81 lat temu niemieccy zbrodniarze spod znaku swastyki dokonali zbrodni w lesie tuszyńskim koło wsi Babichy. Wcześniej bez powodu aresztowali 22 Polaków i rozstrzelali ich tylko dlatego, że byli Polakami. W kwietniu 1945 roku ciała zabitych ekshumowano i oddano rodzinom, część spoczęła na cmentarzu w Tuszynie. Niemym świadkiem tej zbrodni był las, po latach w miejscu egzekucji wzniesiono pomnik, przy którym co roku odbywają się uroczystości rocznicowe.
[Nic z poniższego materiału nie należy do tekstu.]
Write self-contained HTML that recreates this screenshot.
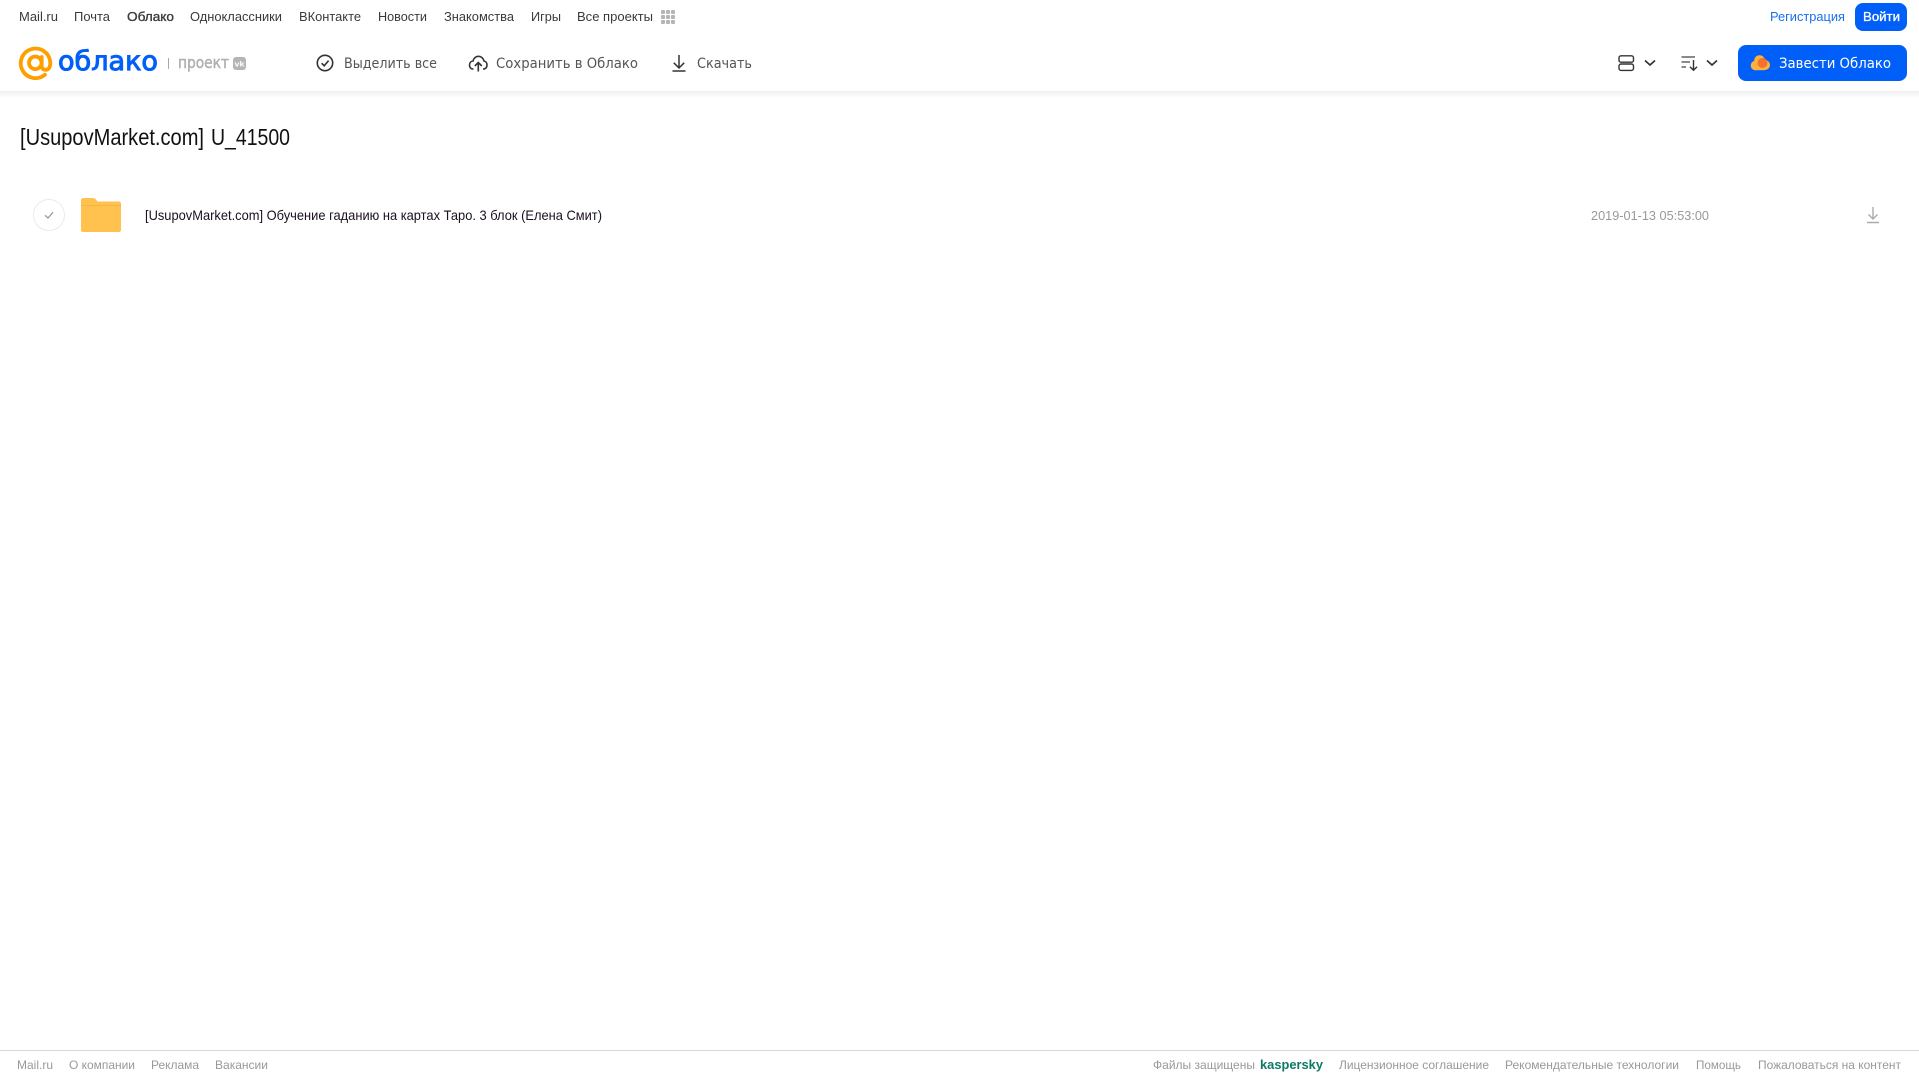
<!DOCTYPE html>
<html lang="ru">
<head>
<meta charset="utf-8">
<title>[UsupovMarket.com] U_41500</title>
<style>
html,body{margin:0;padding:0;background:#fff;width:1919px;height:1079px;overflow:hidden}
svg{position:absolute;left:0;top:0;display:block}
text{font-family:"Liberation Sans",Arial,sans-serif;white-space:pre}
.n{font-size:13px;fill:#3a3a3a}
.t{font-family:"DejaVu Sans","Liberation Sans",sans-serif;font-size:14px;fill:#555}
.f{font-size:12px;fill:#999}
</style>
</head>
<body>
<svg width="1919" height="1079" viewBox="0 0 1919 1079" xmlns="http://www.w3.org/2000/svg">
<defs>
<linearGradient id="sh" x1="0" y1="0" x2="0" y2="1"><stop offset="0" stop-color="#f0f0f0"/><stop offset="1" stop-color="#fff"/></linearGradient>
</defs>
<rect x="0" y="91" width="1919" height="7" fill="url(#sh)"/>

<!-- top nav -->
<text class="n" x="19" y="21" textLength="39" lengthAdjust="spacingAndGlyphs">Mail.ru</text>
<text class="n" x="74" y="21" textLength="36" lengthAdjust="spacingAndGlyphs">Почта</text>
<text class="n" x="127" y="21" textLength="47" lengthAdjust="spacingAndGlyphs" stroke="#3a3a3a" stroke-width=".35">Облако</text>
<text class="n" x="190" y="21" textLength="92" lengthAdjust="spacingAndGlyphs">Одноклассники</text>
<text class="n" x="299" y="21" textLength="62" lengthAdjust="spacingAndGlyphs">ВКонтакте</text>
<text class="n" x="378" y="21" textLength="49" lengthAdjust="spacingAndGlyphs">Новости</text>
<text class="n" x="444" y="21" textLength="70" lengthAdjust="spacingAndGlyphs">Знакомства</text>
<text class="n" x="531" y="21" textLength="30" lengthAdjust="spacingAndGlyphs">Игры</text>
<text class="n" x="577" y="21" textLength="76" lengthAdjust="spacingAndGlyphs">Все проекты</text>
<g fill="#b5b5b5">
<rect x="661" y="10" width="4" height="4" rx="1"/><rect x="666" y="10" width="4" height="4" rx="1"/><rect x="671" y="10" width="4" height="4" rx="1"/>
<rect x="661" y="15" width="4" height="4" rx="1"/><rect x="666" y="15" width="4" height="4" rx="1"/><rect x="671" y="15" width="4" height="4" rx="1"/>
<rect x="661" y="20" width="4" height="4" rx="1"/><rect x="666" y="20" width="4" height="4" rx="1"/><rect x="671" y="20" width="4" height="4" rx="1"/>
</g>
<text x="1770" y="21" font-size="13" fill="#1a6ff0" textLength="75" lengthAdjust="spacingAndGlyphs">Регистрация</text>
<rect x="1855" y="3" width="52" height="28" rx="8" fill="#005ff9"/>
<text x="1863" y="21" font-size="13" fill="#fff" stroke="#fff" stroke-width=".3" textLength="37" lengthAdjust="spacingAndGlyphs">Войти</text>

<!-- logo -->
<path d="M45 74.7A14.800 14.800 0 1 1 50.300 62.500C50.300 67 48.800 69.800 45.700 69.800C43 69.800 41.700 68 41.700 66V57" fill="none" stroke="#ff9e00" stroke-width="3.800" stroke-linecap="round"/>
<circle cx="35.300" cy="62.800" r="6.300" fill="none" stroke="#ff9e00" stroke-width="3.800"/>
<text x="58" y="70" style="font-family:'DejaVu Sans',sans-serif" font-size="27" fill="#005ff9" stroke="#005ff9" stroke-width="1" textLength="100" lengthAdjust="spacingAndGlyphs">облако</text>
<rect x="168" y="58" width="1" height="11" fill="#aaa"/>
<text x="178" y="68" style="font-family:'DejaVu Sans',sans-serif" font-size="16" fill="#b0b0b0" stroke="#b0b0b0" stroke-width=".5" textLength="51" lengthAdjust="spacingAndGlyphs">проект</text>
<rect x="233" y="57" width="13" height="13" rx="3" fill="#b5b5b5"/>
<text x="234.500" y="66.500" font-size="7" font-weight="700" fill="#fff" textLength="10" lengthAdjust="spacingAndGlyphs">vk</text>

<!-- toolbar -->
<circle cx="325" cy="63" r="7.700" fill="none" stroke="#333" stroke-width="1.600"/>
<path d="M321.600 63.200L324.200 65.800L328.600 60.600" fill="none" stroke="#333" stroke-width="1.600"/>
<text class="t" x="344" y="68" textLength="93" lengthAdjust="spacingAndGlyphs">Выделить все</text>
<path d="M473.500 69H473C470.500 69 469.500 67 469.500 65C469.500 62.800 471 61.200 473 61C473.600 58.200 475.800 56.300 478.400 56.300C481.200 56.300 483.400 58.300 484 61C486 61.300 487 63.200 487 65C487 67 485.800 69 483.500 69H483" fill="none" stroke="#333" stroke-width="1.600"/>
<path d="M478.300 71.500V62.500M474.800 66L478.300 62.500L481.800 66" fill="none" stroke="#333" stroke-width="1.600"/>
<text class="t" x="496" y="68" textLength="142" lengthAdjust="spacingAndGlyphs">Сохранить в Облако</text>
<path d="M679 55V68M673.800 62.800L679 68L684.200 62.800M672.500 71H685.500" fill="none" stroke="#333" stroke-width="1.500"/>
<text class="t" x="697" y="68" textLength="55" lengthAdjust="spacingAndGlyphs">Скачать</text>

<!-- view / sort -->
<rect x="1619" y="55.800" width="14.500" height="6.400" rx="2" fill="none" stroke="#333" stroke-width="1.400"/>
<rect x="1619" y="64" width="14.500" height="6.400" rx="2" fill="none" stroke="#333" stroke-width="1.400"/>
<path d="M1645 60.500L1650 65L1655 60.500" fill="none" stroke="#333" stroke-width="1.700"/>
<path d="M1681.500 57H1695M1681.500 62H1690M1681.500 67H1686" fill="none" stroke="#444" stroke-width="1.200"/>
<path d="M1693.500 60V70M1690 66.800L1693.500 70.300L1697 66.800" fill="none" stroke="#333" stroke-width="1.400"/>
<path d="M1707 60.500L1712 65L1717 60.500" fill="none" stroke="#333" stroke-width="1.700"/>

<!-- CTA -->
<rect x="1738" y="45" width="169" height="36" rx="8" fill="#005ff9"/>
<g fill="#ffb13d">
<circle cx="1755.500" cy="65.500" r="4.800"/><circle cx="1759.500" cy="60.500" r="5.300"/><circle cx="1765" cy="65" r="5"/>
<rect x="1755.500" y="64" width="9.500" height="6.200"/>
</g>
<circle cx="1762.500" cy="63" r="5" fill="#f4722b"/>
<text x="1779" y="68" style="font-family:'DejaVu Sans',sans-serif" font-size="14" fill="#fff" textLength="112" lengthAdjust="spacingAndGlyphs">Завести Облако</text>

<!-- title -->
<text x="20" y="145" font-size="23" fill="#111" textLength="184" lengthAdjust="spacingAndGlyphs">[UsupovMarket.com]</text>
<text x="211" y="145" font-size="23" fill="#111" textLength="79" lengthAdjust="spacingAndGlyphs">U_41500</text>

<!-- row -->
<circle cx="49" cy="215" r="15.500" fill="#fff" stroke="#ebebeb" stroke-width="1"/>
<path d="M45 215.300L48 218L53 212.300" fill="none" stroke="#999" stroke-width="1.300"/>
<path d="M81 200C81 198.900 81.900 198 83 198H93C94.200 198 95.200 198.600 96 199.600L97.500 201.500H119C120.100 201.500 121 202.400 121 203.500V230C121 231.100 120.100 232 119 232H83C81.900 232 81 231.100 81 230Z" fill="#ffc24f"/>
<rect x="81" y="205" width="40" height="1" fill="#f7b440"/>
<text x="145" y="220" font-size="14" fill="#1a1020" textLength="457" lengthAdjust="spacingAndGlyphs">[UsupovMarket.com] Обучение гаданию на картах Таро. 3 блок (Елена Смит)</text>
<text x="1591" y="220" font-size="13" fill="#999" textLength="118" lengthAdjust="spacingAndGlyphs">2019-01-13 05:53:00</text>
<path d="M1873 207V219M1868.500 214.500L1873 219L1877.500 214.500M1867 222.500H1879" fill="none" stroke="#aaa" stroke-width="1.400"/>

<!-- footer -->
<rect x="0" y="1050" width="1919" height="1" fill="#d6d6d6"/>
<text class="f" x="17" y="1069" textLength="36" lengthAdjust="spacingAndGlyphs">Mail.ru</text>
<text class="f" x="69" y="1069" textLength="66" lengthAdjust="spacingAndGlyphs">О компании</text>
<text class="f" x="151" y="1069" textLength="48" lengthAdjust="spacingAndGlyphs">Реклама</text>
<text class="f" x="215" y="1069" textLength="53" lengthAdjust="spacingAndGlyphs">Вакансии</text>
<text class="f" x="1153" y="1069" textLength="102" lengthAdjust="spacingAndGlyphs">Файлы защищены</text>
<text x="1260" y="1069" font-size="13" font-weight="700" fill="#0e7a66" textLength="63" lengthAdjust="spacingAndGlyphs">kaspersky</text>
<text class="f" x="1339" y="1069" textLength="150" lengthAdjust="spacingAndGlyphs">Лицензионное соглашение</text>
<text class="f" x="1505" y="1069" textLength="174" lengthAdjust="spacingAndGlyphs">Рекомендательные технологии</text>
<text class="f" x="1696" y="1069" textLength="45" lengthAdjust="spacingAndGlyphs">Помощь</text>
<text class="f" x="1758" y="1069" textLength="143" lengthAdjust="spacingAndGlyphs">Пожаловаться на контент</text>
</svg>
</body>
</html>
Na początku sierpnia 1941 roku hitlerowcy zatrzymują 5 osób zatrudnionych w pabianickim składzie desek Magrowicza przy ul. Łaskiej. Wśród aresztowanych znajdują się: 33-letni Szczepan Raźniewski, 38-letni Stanisław Habelski, 41-letni Stanisław Góra, 36-letni Marcin Moj i 37-letni Wacław Pęczek. Gestapo oskarża ich o wrogą działalność przeciwko Rzeszy, a za coś takiego może być tylko jeden wyrok: śmierć.

Rano od strony Łodzi nadjeżdża kawalkada niemieckich pojazdów. W ciężarówce znajdują się Polacy. Samochody eskortowane przez motocykle z koszem i karabinem wjeżdżają do lasu. Po jakimś czasie słychać strzały, krzyk kobiety i jęki ofiar egzekucji. Prawdopodobnie wraz z przywiezionymi więźniami ginie 60-letnia mieszkanka ulicy Sanockiej w Łodzi, która tego dnia wybrała się na grzyby i przypadkowo trafiła na miejsce egzekucji w tuszyńskim lesie. Niemcy nie chcieli, by przeżył jakikolwiek świadek ich zbrodni…

Choć po latach Okręgowa Komisja Badania Zbrodni przeciwko Narodowi Polskiemu w Łodzi przeprowadziła śledztwo w sprawie zbrodni w lesie tuszyńskim k. Babich, nie udało się ustalić bezpośrednich sprawców zbrodni.